6 Kejutan dalam Serangan Balasan Ukraina, Nomor 2 Paling Dibenci AS dan Rusia
loading...
A
A
A
KYIV - Serangan balasan Ukraina ke wilayah yang dikuasai tentara Rusia menjadi penentu masa depan dan kelanjutan perang tersebut. Namun, serangan balasan tersebut memiliki banyak kejutan yang tidak dapat diprediksi.
Kejutan tersebut itu ditentukan dengan kondisi di lapangan dari detik demi detik. Itu juga dipengaruhi kebijakan dan strategi militer yang ditempuh militer Ukraina dan Rusia.

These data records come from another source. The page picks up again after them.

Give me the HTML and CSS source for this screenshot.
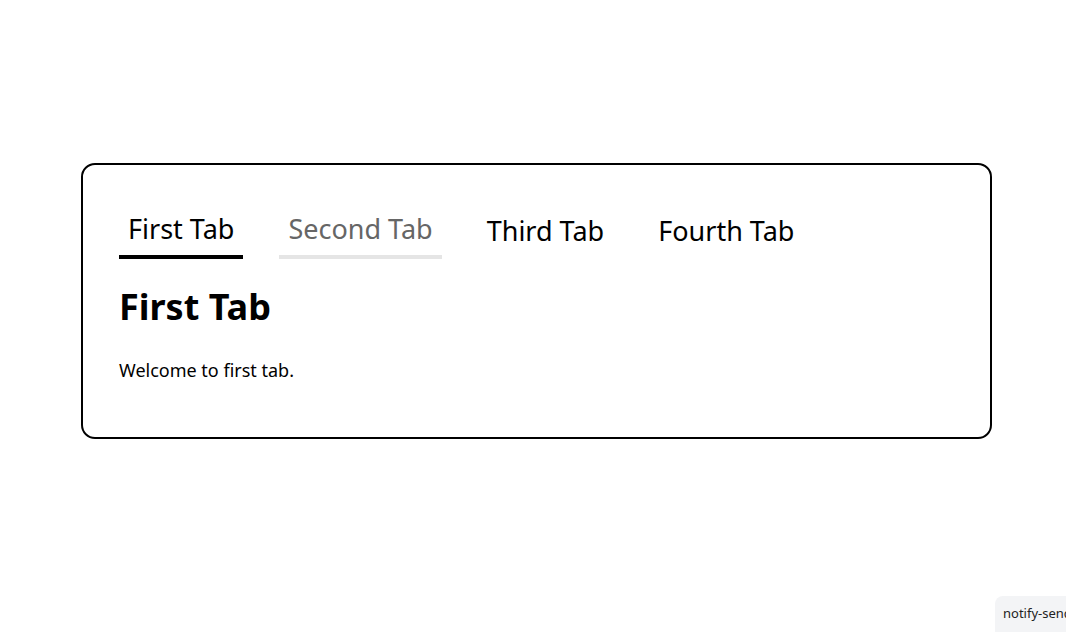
FILE: index.html
```html
<!DOCTYPE html>
<html>
<head>
<meta charset="utf-8">
<link rel="stylesheet" href="styles.css">
</head>
<body>
<div class="page">
  <div class="card">
    <div class="tabs">
      <div class="tab active">First Tab</div>
      <div class="tab hover">Second Tab</div>
      <div class="tab plain">Third Tab</div>
      <div class="tab plain">Fourth Tab</div>
    </div>
    <h1 class="title">First Tab</h1>
    <p class="text">Welcome to first tab.</p>
  </div>
</div>
<div class="notify">notify-send</div>
</body>
</html>
```
FILE: styles.css
```css
html, body {
  margin: 0;
  padding: 0;
  background: #fff;
  font-family: "Noto Sans", "Open Sans", sans-serif;
  color: #000;
}
.page {
  padding: 163px 74px 0 81px;
}
.card {
  width: 911px;
  box-sizing: border-box;
  border: 2px solid #000;
  border-radius: 14px;
  padding: 34px 36px 54px 36px;
}
.tabs {
  display: flex;
  gap: 36px;
  align-items: flex-start;
}
.tab {
  font-size: 27px;
  line-height: 36px;
  padding: 12px 9px 8px 9px;
  border-bottom: 4px solid transparent;
}
.tab.active {
  border-bottom-color: #000;
}
.tab.hover {
  color: #666;
  border-bottom-color: #e5e5e5;
}
.tab.plain {
  padding-top: 14px;
}
.title {
  font-size: 36px;
  font-weight: 700;
  margin: 23px 0 0 0;
  line-height: 46px;
}
.text {
  font-size: 18px;
  margin: 28px 0 0 0;
  line-height: 25px;
}
.notify {
  position: fixed;
  left: 995px;
  top: 596px;
  width: 100px;
  height: 50px;
  background: #f3f4f6;
  border-radius: 8px;
  font-size: 13px;
  padding: 8px 0 0 8px;
  box-sizing: border-box;
  color: #222;
}
```
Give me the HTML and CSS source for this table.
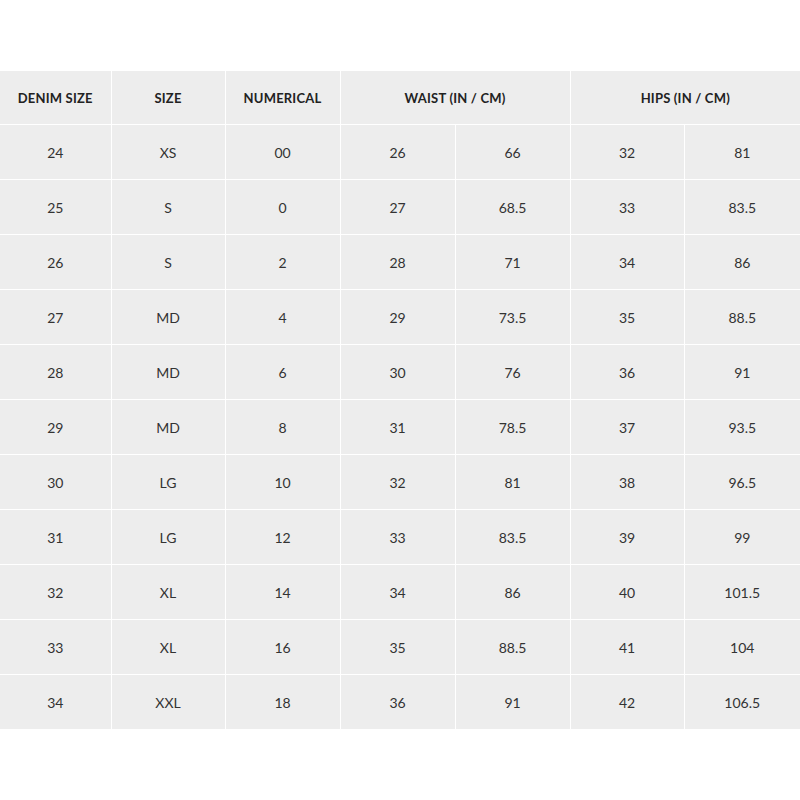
FILE: index.html
```html
<!DOCTYPE html>
<html>
<head>
<meta charset="utf-8">
<link rel="stylesheet" href="styles.css">
</head>
<body>
<div class="wrap">
<table class="size-table">
<colgroup>
<col class="c-first"><col class="c-mid"><col class="c-wide"><col class="c-wide"><col class="c-wide"><col class="c-mid"><col class="c-last">
</colgroup>
<thead>
<tr><th>DENIM SIZE</th><th>SIZE</th><th>NUMERICAL</th><th colspan="2">WAIST (IN / CM)</th><th colspan="2">HIPS (IN / CM)</th></tr>
</thead>
<tbody>
<tr><td>24</td><td>XS</td><td>00</td><td>26</td><td>66</td><td>32</td><td>81</td></tr>
<tr><td>25</td><td>S</td><td>0</td><td>27</td><td>68.5</td><td>33</td><td>83.5</td></tr>
<tr><td>26</td><td>S</td><td>2</td><td>28</td><td>71</td><td>34</td><td>86</td></tr>
<tr><td>27</td><td>MD</td><td>4</td><td>29</td><td>73.5</td><td>35</td><td>88.5</td></tr>
<tr><td>28</td><td>MD</td><td>6</td><td>30</td><td>76</td><td>36</td><td>91</td></tr>
<tr><td>29</td><td>MD</td><td>8</td><td>31</td><td>78.5</td><td>37</td><td>93.5</td></tr>
<tr><td>30</td><td>LG</td><td>10</td><td>32</td><td>81</td><td>38</td><td>96.5</td></tr>
<tr><td>31</td><td>LG</td><td>12</td><td>33</td><td>83.5</td><td>39</td><td>99</td></tr>
<tr><td>32</td><td>XL</td><td>14</td><td>34</td><td>86</td><td>40</td><td>101.5</td></tr>
<tr><td>33</td><td>XL</td><td>16</td><td>35</td><td>88.5</td><td>41</td><td>104</td></tr>
<tr><td>34</td><td>XXL</td><td>18</td><td>36</td><td>91</td><td>42</td><td>106.5</td></tr>
</tbody>
</table>
</div>
</body>
</html>
```
FILE: styles.css
```css
html, body {
  margin: 0;
  padding: 0;
  background: #ffffff;
}
.wrap {
  padding-top: 71px;
}
.size-table {
  width: 800px;
  border-collapse: collapse;
  table-layout: fixed;
  font-family: Lato, "Open Sans", sans-serif;
}
.c-first { width: 111px; }
.c-mid { width: 114px; }
.c-wide { width: 115px; }
.c-last { width: 116px; }
.size-table th,
.size-table td {
  background: #ededed;
  border: 1px solid #ffffff;
  text-align: center;
  vertical-align: middle;
  padding: 0;
}
.size-table tr > :first-child { border-left: none; }
.size-table tr > :last-child { border-right: none; }
.size-table th {
  height: 53px;
  font-size: 13px;
  font-weight: 700;
  color: #222222;
  letter-spacing: 0.2px;
  border-top: none;
}
.size-table td {
  height: 54px;
  font-size: 14px;
  font-weight: 400;
  color: #333333;
}
.size-table tbody tr:last-child td { border-bottom: none; }
```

Perang Rusia di Ukraina telah berkecamuk selama lebih dari setahun, dan masih belum ada akhir yang jelas dari konflik tersebut.

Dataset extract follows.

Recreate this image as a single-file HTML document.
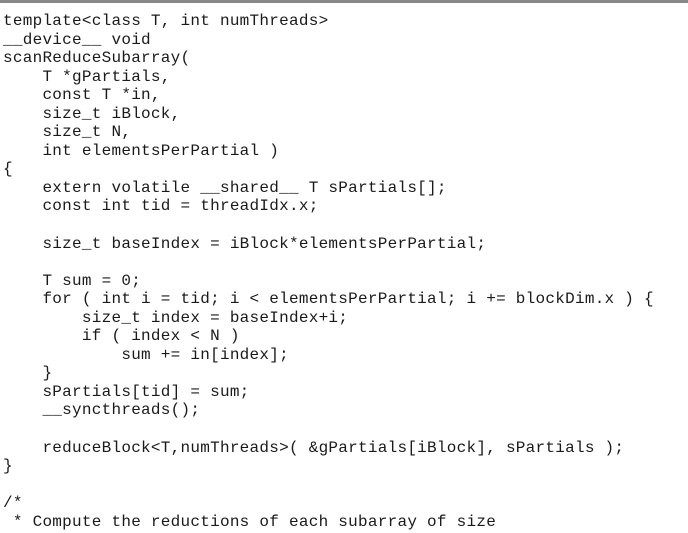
<!DOCTYPE html>
<html><head><meta charset="utf-8"><style>
html,body{margin:0;padding:0;background:#fff;width:688px;height:533px;overflow:hidden}
.bar{position:absolute;left:0;top:0;width:688px;height:3px;background:#888}
pre{position:absolute;left:3px;top:12px;margin:0;font-family:"Liberation Mono",monospace;font-size:16px;letter-spacing:0.26px;line-height:18.55px;color:#1a1a1a}
</style></head><body>
<div class="bar"></div>
<pre>template&lt;class T, int numThreads&gt;
__device__ void
scanReduceSubarray(
    T *gPartials,
    const T *in,
    size_t iBlock,
    size_t N,
    int elementsPerPartial )
{
    extern volatile __shared__ T sPartials[];
    const int tid = threadIdx.x;

    size_t baseIndex = iBlock*elementsPerPartial;

    T sum = 0;
    for ( int i = tid; i &lt; elementsPerPartial; i += blockDim.x ) {
        size_t index = baseIndex+i;
        if ( index &lt; N )
            sum += in[index];
    }
    sPartials[tid] = sum;
    __syncthreads();

    reduceBlock&lt;T,numThreads&gt;( &amp;gPartials[iBlock], sPartials );
}

/*
 * Compute the reductions of each subarray of size</pre>
</body></html>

Padahal, ribuan tentara telah tewas, seluruh kota telah menjadi tumpukan puing, ada dugaan kekejaman oleh penjajah Rusia, dan jutaan orang telah menjadi pengungsi karena Rusia telah menduduki petak-petak wilayah di selatan dan timur negara itu.
Dengan perang darat terbesar di Eropa sejak 1945 kini memasuki fase baru. “Masih terlalu dini untuk mengetahui apakah serangan balasan akan berhasil, arah konflik akan sangat bergantung pada beberapa hal,” Seth Jones, direktur Program Keamanan Internasional Pusat Kajian Strategis dan Internasional, kepada Insider.
Foto/Reuters
“Tahap konflik selanjutnya akan ditentukan oleh seberapa cepat atau lambat Ukraina mampu merebut kembali wilayah dalam serangan balasannya”, kata Jones.

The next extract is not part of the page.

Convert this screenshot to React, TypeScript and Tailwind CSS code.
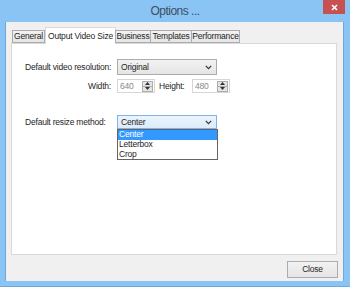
import React from 'react';

const font = { fontFamily: '"Liberation Sans", Arial, sans-serif' };

function Chevron() {
  return (
    <svg width="7" height="5" viewBox="0 0 7 5" className="text-[#333]">
      <path d="M0.8 0.8 L3.5 3.6 L6.2 0.8" fill="none" stroke="currentColor" strokeWidth="1.2" />
    </svg>
  );
}

function Spinner() {
  return (
    <div className="flex flex-col w-[11px] h-[11px] border border-[#adadad] bg-[#e5e5e5]">
      <div className="flex-1 flex items-center justify-center border-b border-[#adadad]">
        <svg width="5" height="3" viewBox="0 0 5 3"><path d="M0 3 L2.5 0 L5 3 Z" fill="#333" /></svg>
      </div>
      <div className="flex-1 flex items-center justify-center">
        <svg width="5" height="3" viewBox="0 0 5 3"><path d="M0 0 L2.5 3 L5 0 Z" fill="#333" /></svg>
      </div>
    </div>
  );
}

function NumberBox({ value }: { value: string }) {
  return (
    <div className="flex items-center justify-between w-[38px] h-[14px] border border-[#d6d6d6] bg-white pl-[2px] pr-[1px]">
      <span className="text-[#8a8a8a]">{value}</span>
      <Spinner />
    </div>
  );
}

export default function App() {
  const tabs = [
    { name: 'General', w: 'w-[33px]' },
    { name: 'Output Video Size', w: 'w-[71px]', active: true },
    { name: 'Business', w: 'w-[36px]' },
    { name: 'Templates', w: 'w-[42px]' },
    { name: 'Performance', w: 'w-[49px]' },
  ];

  return (
    <div className="w-[350px] h-[287px] bg-[#8ac4f4] flex flex-col text-[8.5px] tracking-[-0.2px] whitespace-nowrap text-[#1e1e1e] border-b border-[#6ea7da]" style={font}>
      {/* Title bar */}
      <div className="relative h-[22px] flex items-center justify-center">
        <span className="text-[12px] tracking-[-0.5px] text-[#3b4e63]">Options ...</span>
        <div className="absolute right-[5px] top-0 w-[22px] h-[14px] bg-[#c75050] flex items-center justify-center">
          <svg width="7" height="7" viewBox="0 0 7 7">
            <path d="M1 1 L6 6 M6 1 L1 6" stroke="white" strokeWidth="1.6" />
          </svg>
        </div>
      </div>

      {/* Client area */}
      <div className="flex-1 mx-[5px] mb-[5px] mr-[6px] bg-[#f0f0f0] flex flex-col border-l border-[#6ea7da] border-r">
        {/* Tabs */}
        <div className="flex items-end pl-[6px] pt-[4px] h-[21px] relative z-10">
          {tabs.map((t) =>
            t.active ? (
              <div key={t.name} className={`${t.w} h-[17px] bg-white border border-b-0 border-[#d9d9d9] flex items-start justify-center pt-[2px] -mb-px`}>
                {t.name}
              </div>
            ) : (
              <div key={t.name} className={`${t.w} h-[13px] bg-gradient-to-b from-[#f2f2f2] to-[#e5e5e5] border border-[#acacac] -ml-px first:ml-0 flex items-center justify-center`}>
                {t.name}
              </div>
            )
          )}
        </div>

        {/* Panel */}
        <div className="mx-[5px] mr-[6px] h-[212px] bg-white border border-[#d9d9d9] relative pl-[13px] pt-[15px]">
          <div className="flex items-center h-[16px]">
            <span className="w-[92px]">Default video resolution:</span>
            <div className="w-[100px] h-[16px] border border-[#acacac] bg-gradient-to-b from-[#f2f2f2] to-[#e5e5e5] flex items-center justify-between pl-[3px] pr-[4px]">
              <span>Original</span>
              <Chevron />
            </div>
          </div>
          <div className="flex items-center h-[14px] mt-[4px]">
            <span className="w-[92px] text-right pr-[6px]">Width:</span>
            <NumberBox value="640" />
            <span className="ml-[4px] w-[33px]">Height:</span>
            <NumberBox value="480" />
          </div>
          <div className="flex items-center h-[14px] mt-[22px]">
            <span className="w-[92px]">Default resize method:</span>
            <div className="relative w-[100px] h-[14px] border border-[#7eb4ea] bg-gradient-to-b from-[#ecf4fc] to-[#dcecfc] flex items-center justify-between pl-[3px] pr-[4px]">
              <span>Center</span>
              <Chevron />
              <div className="absolute left-[-1px] top-[13px] w-[101px] bg-white border border-[#646464] flex flex-col leading-[9.5px]">
                <div className="bg-[#3399ff] text-white pl-[1px] h-[10px]">Center</div>
                <div className="pl-[1px] h-[10px]">Letterbox</div>
                <div className="pl-[1px] h-[9px]">Crop</div>
              </div>
            </div>
          </div>
        </div>

        {/* Footer */}
        <div className="flex justify-end mr-[5px] mt-[6px]">
          <div className="w-[51px] h-[17px] border border-[#acacac] bg-gradient-to-b from-[#f2f2f2] to-[#e5e5e5] flex items-center justify-center">
            Close
          </div>
        </div>
      </div>
    </div>
  );
}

Jika Ukraina macet, itu bisa meningkatkan prospek diskusi dengan Rusia, kata Jone, maka kemungkinan gencatan senjata akan didorong oleh beberapa negara Barat.
“Namun, jika Ukraina mampu mengurangi jumlah wilayah yang dikuasai Rusia dari 20% saat ini menjadi sekitar 10-15%, akan lebih kecil kemungkinannya untuk bernegosiasi,” tambahnya.
Negosiasi dapat mengarah pada gencatan senjata sementara, yang dapat berakhir dengan situasi yang mirip dengan perbatasan Korea Utara dan Korea Selatan, di mana tidak ada pihak yang mengakui bahwa perang telah berakhir.
“Itu mungkin tidak akan menjadi akhir, itu akan menjadi keadaan peperangan aktif yang menurun, setidaknya untuk sementara, dan itu menjadi sesuatu yang lebih dekat dengan konflik beku yang dapat memanas atau mendingin tergantung pada berbagai faktor,” kata Jones.
Dalam skenario ini, Rusia mungkin berharap AS dan negara-negara Barat lainnya kehilangan minat dalam konflik dan mendukung Ukraina.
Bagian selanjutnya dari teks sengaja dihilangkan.